Poetry is my obligation to myself and my gift to others–but I will not be apologetic. I cannot be apologetic. Too often, I’m urged not to share what I have written about (what is taboo or controversial). It has always felt safer to be silent than improper, but I am exhausted by the weight of this control. There is something academic in profanity, something lovely in the ugly, and something healing in recounting what hurts the most. And so, I cannot exist in the pleasant because when I feel joy, I feel it in spite of suffering. And when I write of affection, I do so in spite of hate. And when I destroy myself, my life, and the world within my stanzas, it is so they can be rebuilt. Poetry is a commitment to observe that which is responsible for its own undoing and holds it accountable. Poetry is uncorrupted by what you think of it.
My poems are resistance –if not in content, in the sense that they are written by a girl opposed to being quiet. If my poetry does nothing of value at all for the masses, it will keep a bit of me alive when I am no longer here. If my words are written, I will have fulfilled a duty to myself.
I grew up believing that art in every form was a craft that took meticulous planning—hours labored over a perfect expressive execution and either an inherent possession of supreme artistic talent or rigorous education. Poetry is not that (or at least it doesn’t have to be). If I were made to plead my case by these standards, however, my meticulous planning happens in the words left unsaid or the words that were said but remain unheard. My hours of labor are present in sleepless nights, dying romances, Ancestry.com, and sexually inappropriate workplaces. My “inherent talent” is likely documented somewhere in a psychiatric evaluation. I am educated by struggle, by unimaginable adoration, by constant evolution, and unendingly by the brilliance and violence of others. So, I will never prioritize what can be easily swallowed over what is honest. I am dangerous in that way. Poetry is my justice, but not my revenge.

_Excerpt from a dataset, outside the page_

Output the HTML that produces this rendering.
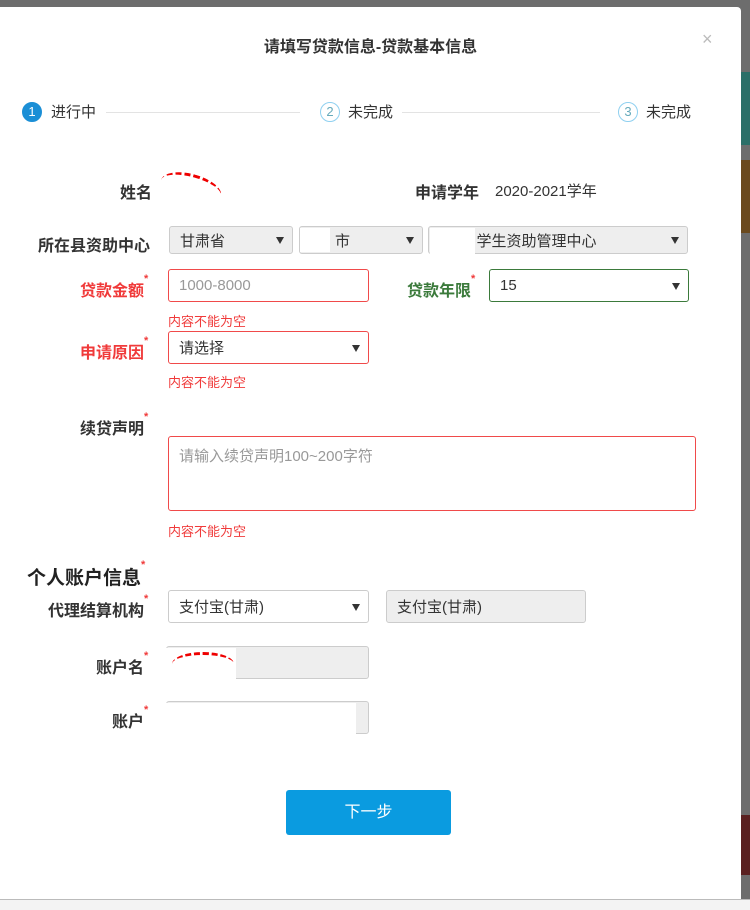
<!DOCTYPE html>
<html><head><meta charset="utf-8"><style>
*{margin:0;padding:0;box-sizing:border-box}
body{width:750px;height:910px;position:relative;overflow:hidden;background:#6d6d6d;font-family:"Liberation Sans","Noto Sans CJK SC",sans-serif;font-size:14px;color:#333}
.a{position:absolute;white-space:nowrap}
#m{position:absolute;left:0;top:7px;width:741px;height:892px;background:#fff;border-radius:0 4px 0 0}
.lb{font-weight:bold;color:#333;font-size:16px}
.red{color:#f03a3a}
.st{color:#f03a3a;font-size:11px;vertical-align:top;position:relative;top:-4px}
.box{position:absolute;border:1px solid #ccc;border-radius:3px;background:#fff;font-size:15px;color:#333;padding-left:10px;display:flex;align-items:center}
.g{background:#eee}
.arr{position:absolute;right:8px;top:50%;margin-top:-3px;width:0;height:0;border-left:4px solid transparent;border-right:4px solid transparent;border-top:7px solid #333}
.err{position:absolute;color:#f03a3a;font-size:13px;left:168px}
.c{position:absolute;width:20px;height:20px;border-radius:50%;font-size:13px;text-align:center;line-height:18px}
.ln{position:absolute;height:1px;background:#e3e3e3;top:112px}
</style></head><body>
<div id="m"></div>
<div class="a" style="left:741px;top:72px;width:9px;height:73px;background:#2b6f68"></div>
<div class="a" style="left:741px;top:160px;width:9px;height:73px;background:#6b4a1e"></div>
<div class="a" style="left:741px;top:815px;width:9px;height:60px;background:#5a2020"></div>
<div class="a" style="left:0;top:899px;width:750px;height:11px;background:#f3f3f3;border-top:1px solid #bbb"></div>

<div class="a" style="left:0;width:741px;top:33px;text-align:center;font-size:16px;font-weight:bold;color:#333">请填写贷款信息-贷款基本信息</div>
<div class="a" style="left:702px;top:29px;font-size:18px;color:#bbb">×</div>

<div class="c" style="left:22px;top:102px;background:#1b8fd6;color:#fff;border:1px solid #1b8fd6">1</div>
<div class="a" style="left:51px;top:101px;font-size:15px">进行中</div>
<div class="ln" style="left:106px;width:194px"></div>
<div class="c" style="left:320px;top:102px;border:1px solid #8fd0f0;color:#6ab">2</div>
<div class="a" style="left:348px;top:101px;font-size:15px">未完成</div>
<div class="ln" style="left:402px;width:198px"></div>
<div class="c" style="left:618px;top:102px;border:1px solid #8fd0f0;color:#6ab">3</div>
<div class="a" style="left:646px;top:101px;font-size:15px">未完成</div>

<div class="a lb" style="left:120px;top:179px">姓名</div>
<div class="a" style="left:160px;top:174px;width:62px;height:28px;border-top:3px dashed #e00;border-radius:50%;transform:rotate(15deg)"></div>
<div class="a lb" style="left:415px;top:179px">申请学年</div>
<div class="a" style="left:495px;top:180px;font-size:15px">2020-2021学年</div>

<div class="a lb" style="left:38px;top:232px">所在县资助中心</div>
<div class="box g" style="left:169px;top:226px;width:124px;height:28px">甘肃省<i class="arr"></i></div>
<div class="box g" style="left:299px;top:226px;width:124px;height:28px">&nbsp;&nbsp;&nbsp;&nbsp;&nbsp;&nbsp;市<i class="arr"></i></div>
<div class="box g" style="left:428px;top:226px;width:260px;height:28px">&nbsp;&nbsp;&nbsp;&nbsp;&nbsp;&nbsp;&nbsp;&nbsp;&nbsp;学生资助管理中心<i class="arr"></i></div>
<div class="a" style="left:300px;top:228px;width:30px;height:24px;background:#fff"></div>
<div class="a" style="left:430px;top:228px;width:45px;height:26px;background:#fff"></div>

<div class="a lb red" style="left:80px;top:277px">贷款金额<span class="st">*</span></div>
<div class="box" style="left:168px;top:269px;width:201px;height:33px;border-color:#f04a4a;color:#999">1000-8000</div>
<div class="a lb" style="left:407px;top:277px;color:#3b7a3b">贷款年限<span class="st">*</span></div>
<div class="box" style="left:489px;top:269px;width:200px;height:33px;border-color:#3b7a3b">15<i class="arr"></i></div>
<div class="err" style="top:311px">内容不能为空</div>

<div class="a lb red" style="left:80px;top:339px">申请原因<span class="st">*</span></div>
<div class="box" style="left:168px;top:331px;width:201px;height:33px;border-color:#f04a4a">请选择<i class="arr"></i></div>
<div class="err" style="top:372px">内容不能为空</div>

<div class="a lb" style="left:80px;top:415px">续贷声明<span class="st">*</span></div>
<div class="box" style="left:168px;top:436px;width:528px;height:75px;border-color:#f04a4a;color:#999;align-items:flex-start;padding-top:8px">请输入续贷声明100~200字符</div>
<div class="err" style="top:521px">内容不能为空</div>

<div class="a" style="left:27px;top:563px;font-size:19px;color:#222;font-weight:bold">个人账户信息<span class="st">*</span></div>
<div class="a lb" style="left:48px;top:597px">代理结算机构<span class="st">*</span></div>
<div class="box" style="left:168px;top:590px;width:201px;height:33px">支付宝(甘肃)<i class="arr"></i></div>
<div class="box g" style="left:386px;top:590px;width:200px;height:33px">支付宝(甘肃)</div>

<div class="a lb" style="left:96px;top:654px">账户名<span class="st">*</span></div>
<div class="box g" style="left:166px;top:646px;width:203px;height:33px"></div>
<div class="a" style="left:166px;top:648px;width:70px;height:34px;background:#fff"></div>
<div class="a" style="left:172px;top:652px;width:62px;height:24px;border-top:3px dashed #e00;border-radius:50%"></div>
<div class="a lb" style="left:112px;top:708px">账户<span class="st">*</span></div>
<div class="box g" style="left:166px;top:701px;width:203px;height:33px"></div>
<div class="a" style="left:166px;top:703px;width:190px;height:31px;background:#fff"></div>

<div class="a" style="left:286px;top:790px;width:165px;height:45px;background:#0a9be0;border-radius:3px;color:#fff;font-size:16px;text-align:center;line-height:45px">下一步</div>
</body></html>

I reject that any one of us is free from blame, from disorder, from having the capacity for introspection; poetry does too. Discord and harmony coexist here. A tradition of quiet suffering can be reversed here. Children who grew up too quickly can regain playtime here. Populations that are wiped from the Earth like a centipede carcass from a shoe have a memorial here. The letters you never sent are finally stamped, transported, and received here. The bitten tongue is given another chance to profess love here. The truths that died long ago are reanimated here. Wounds scab over and mutate into knowledge here.
Those who mistook me as insignificant are forced to reckon with my enormity through poetry. This enormity cannot be bound by fear of critique, nor politeness. I will be many things in this life, but never a fraud. I will be many things, but I will remain an unapologetic poet.